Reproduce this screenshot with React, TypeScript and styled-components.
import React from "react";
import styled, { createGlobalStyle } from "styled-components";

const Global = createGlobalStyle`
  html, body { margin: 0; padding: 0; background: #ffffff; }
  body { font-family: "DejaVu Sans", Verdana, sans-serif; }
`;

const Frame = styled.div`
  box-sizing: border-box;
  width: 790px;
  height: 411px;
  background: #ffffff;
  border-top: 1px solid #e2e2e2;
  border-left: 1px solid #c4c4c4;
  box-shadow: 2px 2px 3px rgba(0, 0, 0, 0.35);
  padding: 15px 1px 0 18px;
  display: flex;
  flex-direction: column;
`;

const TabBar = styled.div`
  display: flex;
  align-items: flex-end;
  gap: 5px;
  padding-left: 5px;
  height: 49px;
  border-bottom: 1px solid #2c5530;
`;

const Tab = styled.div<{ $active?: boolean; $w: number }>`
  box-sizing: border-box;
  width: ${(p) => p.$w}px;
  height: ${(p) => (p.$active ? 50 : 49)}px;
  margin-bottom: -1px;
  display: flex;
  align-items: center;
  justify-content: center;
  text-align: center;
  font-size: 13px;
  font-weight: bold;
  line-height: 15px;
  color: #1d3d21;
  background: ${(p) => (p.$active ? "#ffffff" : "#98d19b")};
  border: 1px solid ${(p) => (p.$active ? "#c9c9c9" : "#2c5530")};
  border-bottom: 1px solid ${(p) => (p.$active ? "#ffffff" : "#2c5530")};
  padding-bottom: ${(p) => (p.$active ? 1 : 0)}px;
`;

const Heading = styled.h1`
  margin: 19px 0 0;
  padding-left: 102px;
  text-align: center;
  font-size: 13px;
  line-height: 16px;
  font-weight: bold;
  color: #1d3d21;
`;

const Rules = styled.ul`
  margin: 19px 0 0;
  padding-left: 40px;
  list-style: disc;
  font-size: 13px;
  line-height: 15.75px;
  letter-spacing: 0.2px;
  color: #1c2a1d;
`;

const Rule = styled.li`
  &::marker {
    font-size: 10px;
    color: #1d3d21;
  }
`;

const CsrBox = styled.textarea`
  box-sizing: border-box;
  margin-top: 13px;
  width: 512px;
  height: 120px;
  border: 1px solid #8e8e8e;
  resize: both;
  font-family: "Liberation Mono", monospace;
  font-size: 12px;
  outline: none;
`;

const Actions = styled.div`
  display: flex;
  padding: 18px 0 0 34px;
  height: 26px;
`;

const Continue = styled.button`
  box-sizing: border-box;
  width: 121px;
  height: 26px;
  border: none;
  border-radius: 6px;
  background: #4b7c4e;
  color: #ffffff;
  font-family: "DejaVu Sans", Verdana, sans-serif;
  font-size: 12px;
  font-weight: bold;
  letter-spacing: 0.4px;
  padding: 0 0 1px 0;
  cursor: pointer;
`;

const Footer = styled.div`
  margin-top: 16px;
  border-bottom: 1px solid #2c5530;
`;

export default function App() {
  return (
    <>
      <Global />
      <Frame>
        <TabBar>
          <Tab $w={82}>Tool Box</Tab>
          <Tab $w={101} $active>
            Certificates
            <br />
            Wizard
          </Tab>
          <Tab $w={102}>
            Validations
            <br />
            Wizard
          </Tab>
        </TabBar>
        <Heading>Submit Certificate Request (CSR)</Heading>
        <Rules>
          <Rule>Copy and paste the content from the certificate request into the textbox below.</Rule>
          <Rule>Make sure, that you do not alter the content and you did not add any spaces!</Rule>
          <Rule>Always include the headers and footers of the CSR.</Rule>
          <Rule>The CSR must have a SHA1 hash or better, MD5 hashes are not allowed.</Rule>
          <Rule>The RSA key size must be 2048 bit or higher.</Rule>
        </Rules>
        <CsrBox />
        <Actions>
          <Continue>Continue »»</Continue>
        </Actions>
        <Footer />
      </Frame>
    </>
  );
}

----

Repeat the material above in full, keeping every word.

Reproduce this screenshot with React, TypeScript and styled-components.
import React from "react";
import styled, { createGlobalStyle } from "styled-components";

const Global = createGlobalStyle`
  html, body { margin: 0; padding: 0; background: #ffffff; }
  body { font-family: "DejaVu Sans", Verdana, sans-serif; }
`;

const Frame = styled.div`
  box-sizing: border-box;
  width: 790px;
  height: 411px;
  background: #ffffff;
  border-top: 1px solid #e2e2e2;
  border-left: 1px solid #c4c4c4;
  box-shadow: 2px 2px 3px rgba(0, 0, 0, 0.35);
  padding: 15px 1px 0 18px;
  display: flex;
  flex-direction: column;
`;

const TabBar = styled.div`
  display: flex;
  align-items: flex-end;
  gap: 5px;
  padding-left: 5px;
  height: 49px;
  border-bottom: 1px solid #2c5530;
`;

const Tab = styled.div<{ $active?: boolean; $w: number }>`
  box-sizing: border-box;
  width: ${(p) => p.$w}px;
  height: ${(p) => (p.$active ? 50 : 49)}px;
  margin-bottom: -1px;
  display: flex;
  align-items: center;
  justify-content: center;
  text-align: center;
  font-size: 13px;
  font-weight: bold;
  line-height: 15px;
  color: #1d3d21;
  background: ${(p) => (p.$active ? "#ffffff" : "#98d19b")};
  border: 1px solid ${(p) => (p.$active ? "#c9c9c9" : "#2c5530")};
  border-bottom: 1px solid ${(p) => (p.$active ? "#ffffff" : "#2c5530")};
  padding-bottom: ${(p) => (p.$active ? 1 : 0)}px;
`;

const Heading = styled.h1`
  margin: 19px 0 0;
  padding-left: 102px;
  text-align: center;
  font-size: 13px;
  line-height: 16px;
  font-weight: bold;
  color: #1d3d21;
`;

const Rules = styled.ul`
  margin: 19px 0 0;
  padding-left: 40px;
  list-style: disc;
  font-size: 13px;
  line-height: 15.75px;
  letter-spacing: 0.2px;
  color: #1c2a1d;
`;

const Rule = styled.li`
  &::marker {
    font-size: 10px;
    color: #1d3d21;
  }
`;

const CsrBox = styled.textarea`
  box-sizing: border-box;
  margin-top: 13px;
  width: 512px;
  height: 120px;
  border: 1px solid #8e8e8e;
  resize: both;
  font-family: "Liberation Mono", monospace;
  font-size: 12px;
  outline: none;
`;

const Actions = styled.div`
  display: flex;
  padding: 18px 0 0 34px;
  height: 26px;
`;

const Continue = styled.button`
  box-sizing: border-box;
  width: 121px;
  height: 26px;
  border: none;
  border-radius: 6px;
  background: #4b7c4e;
  color: #ffffff;
  font-family: "DejaVu Sans", Verdana, sans-serif;
  font-size: 12px;
  font-weight: bold;
  letter-spacing: 0.4px;
  padding: 0 0 1px 0;
  cursor: pointer;
`;

const Footer = styled.div`
  margin-top: 16px;
  border-bottom: 1px solid #2c5530;
`;

export default function App() {
  return (
    <>
      <Global />
      <Frame>
        <TabBar>
          <Tab $w={82}>Tool Box</Tab>
          <Tab $w={101} $active>
            Certificates
            <br />
            Wizard
          </Tab>
          <Tab $w={102}>
            Validations
            <br />
            Wizard
          </Tab>
        </TabBar>
        <Heading>Submit Certificate Request (CSR)</Heading>
        <Rules>
          <Rule>Copy and paste the content from the certificate request into the textbox below.</Rule>
          <Rule>Make sure, that you do not alter the content and you did not add any spaces!</Rule>
          <Rule>Always include the headers and footers of the CSR.</Rule>
          <Rule>The CSR must have a SHA1 hash or better, MD5 hashes are not allowed.</Rule>
          <Rule>The RSA key size must be 2048 bit or higher.</Rule>
        </Rules>
        <CsrBox />
        <Actions>
          <Continue>Continue »»</Continue>
        </Actions>
        <Footer />
      </Frame>
    </>
  );
}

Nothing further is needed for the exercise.